Localizing Task Information for Improved Model Merging and Compression

Ke Wang · Nikolaos Dimitriadis · Guillermo Ortiz-Jimenez · François Fleuret · Pascal Frossard


Abstract: Model merging and task arithmetic have emerged as promising scalable approaches to merge multiple single-task checkpoints to one multi-task model, but their applicability is reduced by significant performance loss. Previous works have linked these drops to interference in the weight space and erasure of important task-specific features. Instead, we show that information required to solve each task is still preserved post merging as different tasks mostly require non-overlapping sets of weights.
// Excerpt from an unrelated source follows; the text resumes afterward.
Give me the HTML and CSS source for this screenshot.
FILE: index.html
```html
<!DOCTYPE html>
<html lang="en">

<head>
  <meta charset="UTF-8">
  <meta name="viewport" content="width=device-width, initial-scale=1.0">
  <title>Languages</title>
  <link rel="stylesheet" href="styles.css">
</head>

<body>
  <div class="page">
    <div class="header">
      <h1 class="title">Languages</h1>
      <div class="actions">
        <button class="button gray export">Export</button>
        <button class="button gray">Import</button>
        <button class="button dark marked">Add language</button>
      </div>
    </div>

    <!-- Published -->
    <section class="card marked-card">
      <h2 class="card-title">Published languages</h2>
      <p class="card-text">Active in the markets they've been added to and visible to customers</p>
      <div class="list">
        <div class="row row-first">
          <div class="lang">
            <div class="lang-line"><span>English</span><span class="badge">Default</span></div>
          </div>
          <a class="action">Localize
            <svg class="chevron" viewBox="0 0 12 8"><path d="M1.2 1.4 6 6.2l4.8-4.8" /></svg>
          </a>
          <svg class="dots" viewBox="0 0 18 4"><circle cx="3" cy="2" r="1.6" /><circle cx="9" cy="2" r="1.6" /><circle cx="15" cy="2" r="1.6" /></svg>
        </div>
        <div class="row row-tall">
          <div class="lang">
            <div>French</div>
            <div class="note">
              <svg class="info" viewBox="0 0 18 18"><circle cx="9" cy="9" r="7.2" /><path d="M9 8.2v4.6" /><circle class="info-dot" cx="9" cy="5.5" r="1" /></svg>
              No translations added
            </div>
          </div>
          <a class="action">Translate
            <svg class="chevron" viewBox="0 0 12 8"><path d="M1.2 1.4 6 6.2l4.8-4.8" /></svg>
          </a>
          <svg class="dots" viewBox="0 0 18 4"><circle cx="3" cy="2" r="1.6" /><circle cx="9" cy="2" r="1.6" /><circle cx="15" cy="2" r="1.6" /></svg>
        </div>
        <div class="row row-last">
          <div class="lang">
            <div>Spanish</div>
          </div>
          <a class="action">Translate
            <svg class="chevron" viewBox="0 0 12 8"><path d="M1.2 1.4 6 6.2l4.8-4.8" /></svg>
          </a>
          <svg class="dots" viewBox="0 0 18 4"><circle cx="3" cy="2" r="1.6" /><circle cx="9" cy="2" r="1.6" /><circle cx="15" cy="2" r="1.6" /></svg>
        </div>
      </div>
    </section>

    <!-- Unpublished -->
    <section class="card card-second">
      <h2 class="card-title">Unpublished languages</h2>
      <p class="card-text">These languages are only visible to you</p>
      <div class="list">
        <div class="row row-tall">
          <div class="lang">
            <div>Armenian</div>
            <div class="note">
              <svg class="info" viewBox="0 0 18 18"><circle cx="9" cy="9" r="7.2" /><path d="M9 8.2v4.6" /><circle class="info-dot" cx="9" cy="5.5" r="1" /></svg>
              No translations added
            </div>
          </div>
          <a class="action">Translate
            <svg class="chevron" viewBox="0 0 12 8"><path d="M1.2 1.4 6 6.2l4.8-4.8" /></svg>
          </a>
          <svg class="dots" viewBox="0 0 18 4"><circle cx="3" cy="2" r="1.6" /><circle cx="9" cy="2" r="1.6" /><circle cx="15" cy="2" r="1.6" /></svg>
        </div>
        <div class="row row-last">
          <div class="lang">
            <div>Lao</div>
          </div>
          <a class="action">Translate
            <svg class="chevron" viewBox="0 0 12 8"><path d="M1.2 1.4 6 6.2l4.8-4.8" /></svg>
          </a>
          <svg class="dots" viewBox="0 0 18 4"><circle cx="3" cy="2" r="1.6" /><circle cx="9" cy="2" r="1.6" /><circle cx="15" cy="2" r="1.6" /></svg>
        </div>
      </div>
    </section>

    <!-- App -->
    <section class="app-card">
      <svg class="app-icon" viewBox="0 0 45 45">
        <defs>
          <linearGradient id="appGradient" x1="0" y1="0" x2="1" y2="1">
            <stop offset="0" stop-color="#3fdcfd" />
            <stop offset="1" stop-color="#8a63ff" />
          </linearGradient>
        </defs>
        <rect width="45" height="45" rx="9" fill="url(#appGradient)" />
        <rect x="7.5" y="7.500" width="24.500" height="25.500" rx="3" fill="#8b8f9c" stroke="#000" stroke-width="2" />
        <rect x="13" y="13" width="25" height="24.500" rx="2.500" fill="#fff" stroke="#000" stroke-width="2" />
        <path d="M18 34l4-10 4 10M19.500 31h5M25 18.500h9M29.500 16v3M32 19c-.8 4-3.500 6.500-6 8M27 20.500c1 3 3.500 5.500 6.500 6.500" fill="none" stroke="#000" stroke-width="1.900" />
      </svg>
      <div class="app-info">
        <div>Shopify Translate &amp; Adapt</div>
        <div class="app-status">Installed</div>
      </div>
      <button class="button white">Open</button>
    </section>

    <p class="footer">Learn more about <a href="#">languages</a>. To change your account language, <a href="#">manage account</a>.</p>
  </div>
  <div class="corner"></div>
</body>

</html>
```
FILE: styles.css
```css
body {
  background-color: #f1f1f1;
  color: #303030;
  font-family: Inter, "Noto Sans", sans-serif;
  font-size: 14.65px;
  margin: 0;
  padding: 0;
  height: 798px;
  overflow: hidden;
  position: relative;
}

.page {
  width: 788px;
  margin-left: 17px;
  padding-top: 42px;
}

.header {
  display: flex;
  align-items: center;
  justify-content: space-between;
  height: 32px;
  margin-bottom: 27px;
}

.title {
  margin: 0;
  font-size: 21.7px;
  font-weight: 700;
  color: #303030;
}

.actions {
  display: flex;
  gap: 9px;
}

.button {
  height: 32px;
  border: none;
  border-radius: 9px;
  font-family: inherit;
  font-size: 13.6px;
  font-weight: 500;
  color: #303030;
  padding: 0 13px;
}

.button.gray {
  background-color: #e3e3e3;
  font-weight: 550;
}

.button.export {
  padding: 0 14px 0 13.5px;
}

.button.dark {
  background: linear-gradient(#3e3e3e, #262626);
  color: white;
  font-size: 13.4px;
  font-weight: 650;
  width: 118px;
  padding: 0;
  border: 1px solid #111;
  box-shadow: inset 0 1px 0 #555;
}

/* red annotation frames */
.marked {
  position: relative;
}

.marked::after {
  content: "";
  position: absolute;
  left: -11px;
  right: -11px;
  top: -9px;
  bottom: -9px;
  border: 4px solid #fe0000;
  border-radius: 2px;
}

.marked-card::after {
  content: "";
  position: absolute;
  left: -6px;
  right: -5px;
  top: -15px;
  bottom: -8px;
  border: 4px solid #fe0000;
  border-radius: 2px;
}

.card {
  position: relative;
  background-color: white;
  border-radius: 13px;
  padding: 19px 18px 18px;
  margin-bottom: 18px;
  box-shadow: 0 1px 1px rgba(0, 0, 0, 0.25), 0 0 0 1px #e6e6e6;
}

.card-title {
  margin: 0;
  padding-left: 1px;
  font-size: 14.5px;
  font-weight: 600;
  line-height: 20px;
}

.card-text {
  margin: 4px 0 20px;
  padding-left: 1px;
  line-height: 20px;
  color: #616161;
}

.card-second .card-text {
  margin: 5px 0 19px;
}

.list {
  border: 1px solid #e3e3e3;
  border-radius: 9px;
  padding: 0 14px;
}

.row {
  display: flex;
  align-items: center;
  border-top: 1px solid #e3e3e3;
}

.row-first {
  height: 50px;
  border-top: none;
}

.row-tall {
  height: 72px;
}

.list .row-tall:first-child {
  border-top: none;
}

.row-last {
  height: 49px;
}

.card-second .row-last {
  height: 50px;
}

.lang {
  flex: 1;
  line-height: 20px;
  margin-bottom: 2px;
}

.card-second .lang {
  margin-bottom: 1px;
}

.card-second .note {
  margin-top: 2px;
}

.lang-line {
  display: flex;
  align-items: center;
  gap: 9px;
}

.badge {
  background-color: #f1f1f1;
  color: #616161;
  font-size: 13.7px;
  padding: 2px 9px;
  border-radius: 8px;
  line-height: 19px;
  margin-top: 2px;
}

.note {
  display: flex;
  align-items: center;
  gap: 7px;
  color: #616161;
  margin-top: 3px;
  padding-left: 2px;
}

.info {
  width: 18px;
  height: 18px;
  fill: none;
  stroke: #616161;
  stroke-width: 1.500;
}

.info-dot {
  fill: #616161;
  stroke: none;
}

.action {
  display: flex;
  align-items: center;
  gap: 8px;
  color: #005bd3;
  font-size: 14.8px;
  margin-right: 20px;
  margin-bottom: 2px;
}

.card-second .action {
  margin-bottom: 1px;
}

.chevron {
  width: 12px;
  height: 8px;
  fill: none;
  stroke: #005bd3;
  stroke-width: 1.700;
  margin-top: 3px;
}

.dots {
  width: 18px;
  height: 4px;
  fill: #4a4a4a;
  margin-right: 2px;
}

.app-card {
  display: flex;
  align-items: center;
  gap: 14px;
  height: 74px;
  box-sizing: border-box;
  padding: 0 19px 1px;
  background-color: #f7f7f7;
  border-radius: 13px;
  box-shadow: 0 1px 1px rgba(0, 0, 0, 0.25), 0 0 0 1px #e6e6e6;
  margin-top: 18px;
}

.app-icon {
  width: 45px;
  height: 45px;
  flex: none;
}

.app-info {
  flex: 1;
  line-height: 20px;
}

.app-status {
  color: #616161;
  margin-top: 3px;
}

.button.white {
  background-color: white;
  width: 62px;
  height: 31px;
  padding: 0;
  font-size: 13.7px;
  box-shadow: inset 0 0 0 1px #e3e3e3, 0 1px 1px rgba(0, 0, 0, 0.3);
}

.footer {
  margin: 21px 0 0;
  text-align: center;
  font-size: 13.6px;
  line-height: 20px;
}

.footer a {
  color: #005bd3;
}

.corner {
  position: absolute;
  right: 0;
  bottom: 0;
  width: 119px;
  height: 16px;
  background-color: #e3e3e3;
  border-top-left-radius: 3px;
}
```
In this work, we propose a new method to identify these task supports given a collection of task vectors and show that one can retrieve $>99$\% of the single task accuracy by applying our masks to the multi-task vector, effectively compressing the individual checkpoints. We study the statistics of intersections among constructed masks and reveal the existence of \textit{selfish} and \textit{catastrophic} weights, i.e., parameters important exclusively to one task and irrelevant to all but detrimental to multi-task fusion. For this reason, we propose Consensus Merging, an algorithm that eliminates such weights and improves general performance of existing model merging approaches. Our experiments in vision and NLP benchmarks with up to 20 tasks, show that Consensus Merging consistently improves existing approaches, while our compression scheme reduces storage from 57Gb to 8.2Gb while retaining 99.7\% of original performance.